→ Records for the exercise
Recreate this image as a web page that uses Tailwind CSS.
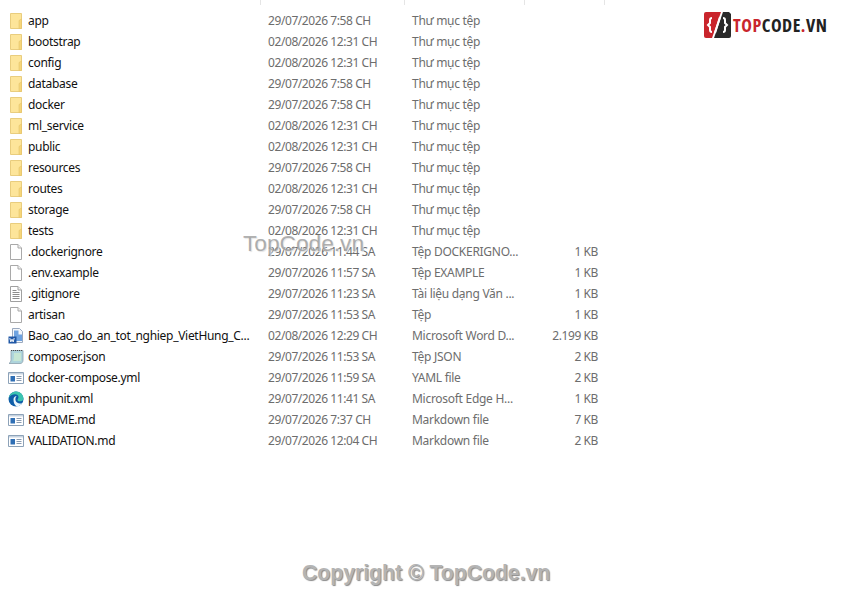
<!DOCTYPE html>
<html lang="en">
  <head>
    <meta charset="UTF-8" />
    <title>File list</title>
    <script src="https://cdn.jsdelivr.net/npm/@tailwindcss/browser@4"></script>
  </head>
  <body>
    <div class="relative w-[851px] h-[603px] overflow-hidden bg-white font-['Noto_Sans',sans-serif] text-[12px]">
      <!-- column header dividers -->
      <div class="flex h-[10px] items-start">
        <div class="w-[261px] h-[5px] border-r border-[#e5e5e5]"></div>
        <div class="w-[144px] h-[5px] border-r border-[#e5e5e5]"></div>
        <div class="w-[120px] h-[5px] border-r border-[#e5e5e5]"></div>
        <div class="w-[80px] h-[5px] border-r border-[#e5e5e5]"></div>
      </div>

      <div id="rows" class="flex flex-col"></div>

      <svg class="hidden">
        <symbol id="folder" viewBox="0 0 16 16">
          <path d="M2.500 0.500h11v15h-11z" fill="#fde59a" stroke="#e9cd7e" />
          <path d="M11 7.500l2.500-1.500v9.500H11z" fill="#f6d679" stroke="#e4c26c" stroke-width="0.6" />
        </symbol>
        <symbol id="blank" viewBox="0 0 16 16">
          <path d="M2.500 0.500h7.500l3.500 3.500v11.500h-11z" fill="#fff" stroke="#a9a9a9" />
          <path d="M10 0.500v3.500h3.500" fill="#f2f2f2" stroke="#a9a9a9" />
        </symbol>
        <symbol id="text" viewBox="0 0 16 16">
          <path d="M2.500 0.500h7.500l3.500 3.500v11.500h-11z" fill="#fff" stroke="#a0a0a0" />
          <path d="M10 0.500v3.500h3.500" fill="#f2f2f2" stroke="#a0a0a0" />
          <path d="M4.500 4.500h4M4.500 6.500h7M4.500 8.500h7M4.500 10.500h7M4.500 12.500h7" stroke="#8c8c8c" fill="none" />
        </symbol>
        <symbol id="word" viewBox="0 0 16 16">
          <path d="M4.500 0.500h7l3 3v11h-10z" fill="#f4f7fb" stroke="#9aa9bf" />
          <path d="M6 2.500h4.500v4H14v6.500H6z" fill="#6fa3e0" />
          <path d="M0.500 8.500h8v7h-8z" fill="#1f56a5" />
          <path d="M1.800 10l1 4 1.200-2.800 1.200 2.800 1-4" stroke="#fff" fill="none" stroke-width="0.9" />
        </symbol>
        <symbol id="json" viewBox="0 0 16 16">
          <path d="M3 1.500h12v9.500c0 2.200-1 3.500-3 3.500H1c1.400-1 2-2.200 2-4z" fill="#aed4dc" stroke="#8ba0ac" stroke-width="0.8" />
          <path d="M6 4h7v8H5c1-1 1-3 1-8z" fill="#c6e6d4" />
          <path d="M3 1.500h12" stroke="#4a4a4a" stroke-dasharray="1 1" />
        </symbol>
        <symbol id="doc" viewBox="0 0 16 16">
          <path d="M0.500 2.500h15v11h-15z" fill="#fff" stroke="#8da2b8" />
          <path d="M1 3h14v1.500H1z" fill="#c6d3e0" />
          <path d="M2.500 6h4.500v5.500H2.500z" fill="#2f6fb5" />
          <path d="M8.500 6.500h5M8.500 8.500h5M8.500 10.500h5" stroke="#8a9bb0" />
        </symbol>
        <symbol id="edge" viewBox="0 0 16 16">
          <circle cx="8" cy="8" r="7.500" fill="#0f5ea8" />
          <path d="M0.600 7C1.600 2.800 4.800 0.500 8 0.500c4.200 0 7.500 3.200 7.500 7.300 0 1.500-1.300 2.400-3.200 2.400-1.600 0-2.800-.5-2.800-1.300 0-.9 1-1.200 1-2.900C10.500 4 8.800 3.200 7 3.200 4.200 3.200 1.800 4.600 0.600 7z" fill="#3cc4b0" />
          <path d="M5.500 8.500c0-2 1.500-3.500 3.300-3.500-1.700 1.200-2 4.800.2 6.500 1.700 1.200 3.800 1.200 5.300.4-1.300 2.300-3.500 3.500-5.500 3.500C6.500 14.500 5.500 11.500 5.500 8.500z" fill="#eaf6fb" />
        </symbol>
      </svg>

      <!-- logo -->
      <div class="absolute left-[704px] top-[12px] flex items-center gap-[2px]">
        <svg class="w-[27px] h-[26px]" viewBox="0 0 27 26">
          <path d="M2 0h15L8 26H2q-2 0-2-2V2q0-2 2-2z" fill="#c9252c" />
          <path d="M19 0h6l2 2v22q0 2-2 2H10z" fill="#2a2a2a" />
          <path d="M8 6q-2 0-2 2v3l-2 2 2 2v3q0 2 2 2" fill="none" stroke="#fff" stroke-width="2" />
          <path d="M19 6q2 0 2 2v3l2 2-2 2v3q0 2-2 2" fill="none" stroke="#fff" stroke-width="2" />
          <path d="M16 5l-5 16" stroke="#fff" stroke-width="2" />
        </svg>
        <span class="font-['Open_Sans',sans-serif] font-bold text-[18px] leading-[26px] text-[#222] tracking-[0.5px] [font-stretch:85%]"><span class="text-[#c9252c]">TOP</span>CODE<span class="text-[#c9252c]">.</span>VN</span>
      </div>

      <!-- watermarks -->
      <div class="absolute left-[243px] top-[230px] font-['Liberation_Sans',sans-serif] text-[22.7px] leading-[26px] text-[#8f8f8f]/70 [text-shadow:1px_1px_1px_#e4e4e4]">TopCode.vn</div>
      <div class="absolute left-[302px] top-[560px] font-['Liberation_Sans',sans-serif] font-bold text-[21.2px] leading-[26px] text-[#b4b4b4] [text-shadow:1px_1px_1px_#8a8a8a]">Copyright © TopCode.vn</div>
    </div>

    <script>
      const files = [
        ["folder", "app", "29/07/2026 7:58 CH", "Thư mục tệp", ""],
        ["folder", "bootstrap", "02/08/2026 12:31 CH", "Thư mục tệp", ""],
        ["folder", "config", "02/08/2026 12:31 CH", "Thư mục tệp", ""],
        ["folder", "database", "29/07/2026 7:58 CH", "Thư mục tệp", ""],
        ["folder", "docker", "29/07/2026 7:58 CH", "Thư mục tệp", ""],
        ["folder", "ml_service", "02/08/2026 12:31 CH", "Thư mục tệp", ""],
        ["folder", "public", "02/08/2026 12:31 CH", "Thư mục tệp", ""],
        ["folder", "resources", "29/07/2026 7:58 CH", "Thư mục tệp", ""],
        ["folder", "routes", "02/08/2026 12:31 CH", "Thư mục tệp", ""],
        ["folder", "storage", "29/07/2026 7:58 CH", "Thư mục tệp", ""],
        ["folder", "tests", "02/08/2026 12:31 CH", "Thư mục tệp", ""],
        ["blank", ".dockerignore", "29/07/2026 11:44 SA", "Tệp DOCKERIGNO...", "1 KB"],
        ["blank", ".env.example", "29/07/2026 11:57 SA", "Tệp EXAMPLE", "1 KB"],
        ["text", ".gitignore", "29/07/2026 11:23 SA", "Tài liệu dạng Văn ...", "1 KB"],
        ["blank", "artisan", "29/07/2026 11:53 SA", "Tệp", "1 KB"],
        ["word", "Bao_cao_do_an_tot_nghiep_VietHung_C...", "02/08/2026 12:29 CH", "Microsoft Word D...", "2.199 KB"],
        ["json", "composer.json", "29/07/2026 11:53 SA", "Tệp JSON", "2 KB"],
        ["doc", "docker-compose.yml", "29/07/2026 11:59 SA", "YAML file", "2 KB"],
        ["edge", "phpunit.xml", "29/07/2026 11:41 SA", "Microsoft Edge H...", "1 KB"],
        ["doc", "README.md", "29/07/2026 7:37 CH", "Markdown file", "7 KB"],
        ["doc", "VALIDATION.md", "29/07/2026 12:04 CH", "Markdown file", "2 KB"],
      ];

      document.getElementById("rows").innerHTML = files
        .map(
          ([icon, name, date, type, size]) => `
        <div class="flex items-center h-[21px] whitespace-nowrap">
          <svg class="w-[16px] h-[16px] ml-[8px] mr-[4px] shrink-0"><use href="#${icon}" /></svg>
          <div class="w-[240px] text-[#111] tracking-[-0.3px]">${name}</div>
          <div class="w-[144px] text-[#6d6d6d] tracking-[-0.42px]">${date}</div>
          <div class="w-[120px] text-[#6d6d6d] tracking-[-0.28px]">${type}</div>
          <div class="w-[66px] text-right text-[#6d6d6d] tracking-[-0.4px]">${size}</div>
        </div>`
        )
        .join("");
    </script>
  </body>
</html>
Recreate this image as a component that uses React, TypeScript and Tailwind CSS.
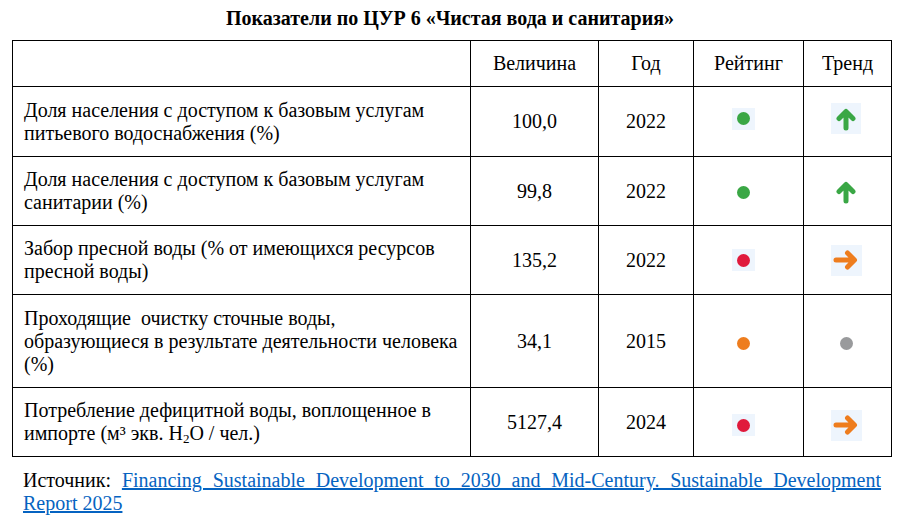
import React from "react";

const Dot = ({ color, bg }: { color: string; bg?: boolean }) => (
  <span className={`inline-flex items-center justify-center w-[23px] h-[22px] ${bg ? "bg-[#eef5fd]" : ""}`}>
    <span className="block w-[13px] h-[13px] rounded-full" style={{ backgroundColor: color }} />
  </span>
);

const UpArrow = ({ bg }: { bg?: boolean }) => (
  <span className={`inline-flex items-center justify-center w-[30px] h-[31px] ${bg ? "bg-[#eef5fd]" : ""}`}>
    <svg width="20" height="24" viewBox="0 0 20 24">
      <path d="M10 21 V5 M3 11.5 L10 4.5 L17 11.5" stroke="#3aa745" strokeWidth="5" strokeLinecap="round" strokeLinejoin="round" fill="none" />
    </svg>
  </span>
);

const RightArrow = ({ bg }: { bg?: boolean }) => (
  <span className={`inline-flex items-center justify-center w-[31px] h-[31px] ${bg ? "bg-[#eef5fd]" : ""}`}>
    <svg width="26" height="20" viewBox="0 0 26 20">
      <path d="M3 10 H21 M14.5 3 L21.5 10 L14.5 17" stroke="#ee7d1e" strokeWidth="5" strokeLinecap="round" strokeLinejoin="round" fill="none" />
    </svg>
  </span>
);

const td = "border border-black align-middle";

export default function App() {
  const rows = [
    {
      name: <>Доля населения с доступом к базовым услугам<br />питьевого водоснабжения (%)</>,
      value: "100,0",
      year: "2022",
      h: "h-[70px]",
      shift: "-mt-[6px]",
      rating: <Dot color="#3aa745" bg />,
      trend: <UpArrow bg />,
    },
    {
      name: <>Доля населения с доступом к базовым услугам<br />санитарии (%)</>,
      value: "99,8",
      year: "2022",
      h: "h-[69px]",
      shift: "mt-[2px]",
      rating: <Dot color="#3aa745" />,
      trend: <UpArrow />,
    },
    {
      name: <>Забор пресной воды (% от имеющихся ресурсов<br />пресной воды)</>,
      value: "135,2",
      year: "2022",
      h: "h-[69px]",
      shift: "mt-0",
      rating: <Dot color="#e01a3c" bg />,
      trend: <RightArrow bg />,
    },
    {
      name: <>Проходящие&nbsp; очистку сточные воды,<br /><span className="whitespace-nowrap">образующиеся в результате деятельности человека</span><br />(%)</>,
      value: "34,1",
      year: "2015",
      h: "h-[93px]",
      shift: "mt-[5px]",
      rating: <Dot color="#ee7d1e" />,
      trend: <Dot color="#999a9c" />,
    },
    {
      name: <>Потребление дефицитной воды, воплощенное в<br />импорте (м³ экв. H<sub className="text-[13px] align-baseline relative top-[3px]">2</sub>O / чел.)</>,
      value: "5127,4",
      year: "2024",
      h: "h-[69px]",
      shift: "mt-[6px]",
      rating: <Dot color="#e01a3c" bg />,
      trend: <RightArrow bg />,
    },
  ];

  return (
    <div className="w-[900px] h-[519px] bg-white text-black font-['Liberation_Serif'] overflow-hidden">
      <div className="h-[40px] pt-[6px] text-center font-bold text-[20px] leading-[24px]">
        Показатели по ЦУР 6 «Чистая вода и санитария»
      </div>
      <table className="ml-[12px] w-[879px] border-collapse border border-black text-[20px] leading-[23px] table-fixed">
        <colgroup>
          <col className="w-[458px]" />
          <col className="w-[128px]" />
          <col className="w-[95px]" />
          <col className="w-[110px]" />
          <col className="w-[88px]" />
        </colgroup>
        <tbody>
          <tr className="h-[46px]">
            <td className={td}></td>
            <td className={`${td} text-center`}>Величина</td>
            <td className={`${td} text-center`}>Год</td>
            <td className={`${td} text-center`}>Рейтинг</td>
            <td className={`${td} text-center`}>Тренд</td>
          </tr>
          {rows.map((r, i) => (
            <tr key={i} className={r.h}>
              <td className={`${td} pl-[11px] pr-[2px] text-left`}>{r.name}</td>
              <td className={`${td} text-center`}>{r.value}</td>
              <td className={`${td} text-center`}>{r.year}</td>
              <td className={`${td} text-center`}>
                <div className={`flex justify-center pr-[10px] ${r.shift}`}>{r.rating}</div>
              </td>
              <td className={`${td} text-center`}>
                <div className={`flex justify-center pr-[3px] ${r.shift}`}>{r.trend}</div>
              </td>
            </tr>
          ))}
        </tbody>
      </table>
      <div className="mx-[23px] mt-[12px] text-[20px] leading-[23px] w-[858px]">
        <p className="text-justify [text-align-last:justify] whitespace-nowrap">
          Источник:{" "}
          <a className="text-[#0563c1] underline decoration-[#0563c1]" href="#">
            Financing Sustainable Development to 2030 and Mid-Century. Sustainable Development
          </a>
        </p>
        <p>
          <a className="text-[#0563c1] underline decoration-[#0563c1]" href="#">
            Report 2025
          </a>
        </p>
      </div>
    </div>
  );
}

→ Task brief
Identify the lines that contain the string "uses", and copy every one of them.

→ Exercise answer
Recreate this image as a web page that uses Tailwind CSS.
Recreate this image as a component that uses React, TypeScript and Tailwind CSS.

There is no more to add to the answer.